If I had another life
I would want to spend it all on some
unstinting happiness.
I would be a fox, or a tree
full of waving branches.
I wouldn't mind being a rose
in a field of roses.
Fear has not yet occurred to them, nor ambition.
Reason they have not yet thought of.
Neither do they ask how long they must be roses, and then what.
Or any other foolish question.
~ Mary Oliver
Foolish questions, indeed, but impossible for most not to ask. How long will I be here? What happens when this candle of "self" is snuffed out. then what?
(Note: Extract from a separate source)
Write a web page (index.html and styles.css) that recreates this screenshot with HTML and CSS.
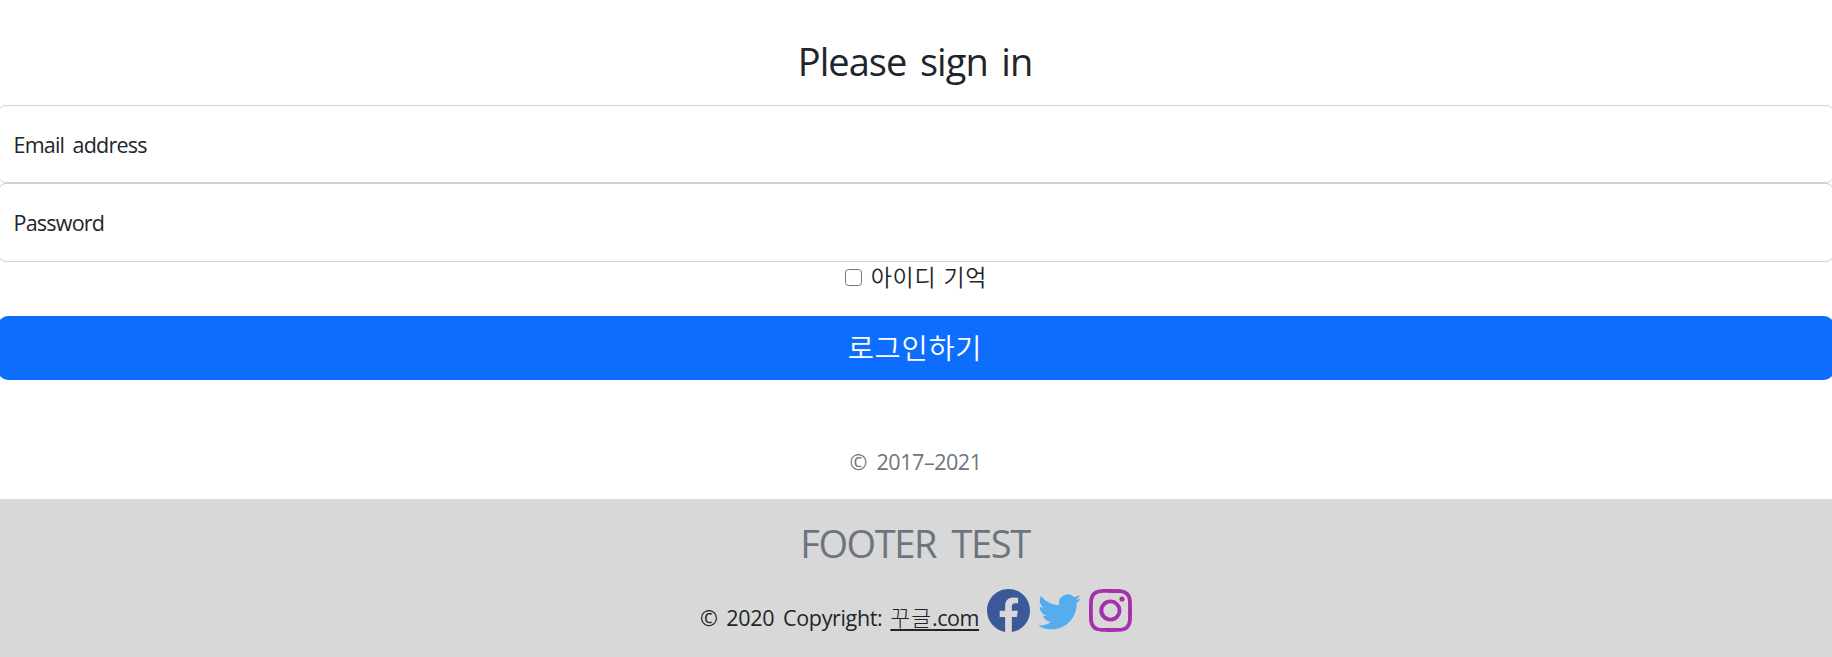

The subject of impermanence sweeps me back to my third year of grade school. Unable to fall asleep one night, I began contemplating the Universe in all its vastness. Soon, my mind was swirling in a vortex of unanswerable questions and suffocating mystery. If the world has an end, then there must be a beginning, but if that's the case, what exactly was here before that? If the Universe ends at some definable point in space, then what lies beyond that? Emptiness? Death? Nothingness?
Perched inside God's balance, the song within my heart grew ever so small. How could it not? I was just a little girl standing in front a mountain of doubt and uncertainty that every human being before me had found incomprehensible and insurmountable, at least with the intellect, that is. There was no Horton hearing Whos in my bedroom that night - no comical elephantine presence whispering reassurances while the darkness weighed heavily upon my Peanuts Gang bedspread. Gasping for air, I decided it was just too scary for someone as tiny as me to figure out, and right then and there on the verge of my head exploding I decided I'd reserve such inquisitions for when I was an all-knowing grown-up - after all, I had my childhood to attend to. Certainly by the time I was 33, the answers would arrive, as they had for my parents.
A decade has passed since my 33rd year, and to be honest, my 40 plus years have done nothing to satisfy my need to know the meaning of everything, or for that matter, anything. There have been periods when I've thought I've known all the answers, but each was followed by some unexpected change or upheaval which proved my limited, boxed-in, protective viewpoints severely lacking. I identified myself first as an "atheist," then as a "Christian," followed by "Agnostic" - I've come very close to adopting the label of "Buddhist" over the last few years, but maybe the labels are confining, presumptive, easily misunderstood by others, and limiting. The longer I live, there is less I seem to know. The longer I live, the less I am convinced there is much I need to know, aside from the felt experience through the senses in this present moment. Life is a mystery. I'm a follower of the church of I No Longer NEED to Know, also known as The Church of Letting Go.
I know there are many who would judge my position as a kind of giving up - a sort of nihilism. I suppose people standing in my spot have and will slip into such unfortunate delusions, but a life revolving around a central theme that there is something inherently wrong with the way things are - the way WE are - sets the struggling up for failure. I wonder how much of our collective striving is born out of a mistaken view of our inherent insufficiency. The Church of Letting Go invites us to relinquish this and gently release the idea of self and other - yours and mine - every and any thing that calls into question the inherent sacredness and beauty of all living creatures. Like a rose opening its petals and extending the warm fingers of its fragrance to all who pass, may we all learn to open generously to each other - to find contentment with being a rose among many roses. After the fires of passion are over, when the embers of striving have burned out, all that remains is love. It is all we truly are, and all we truly need.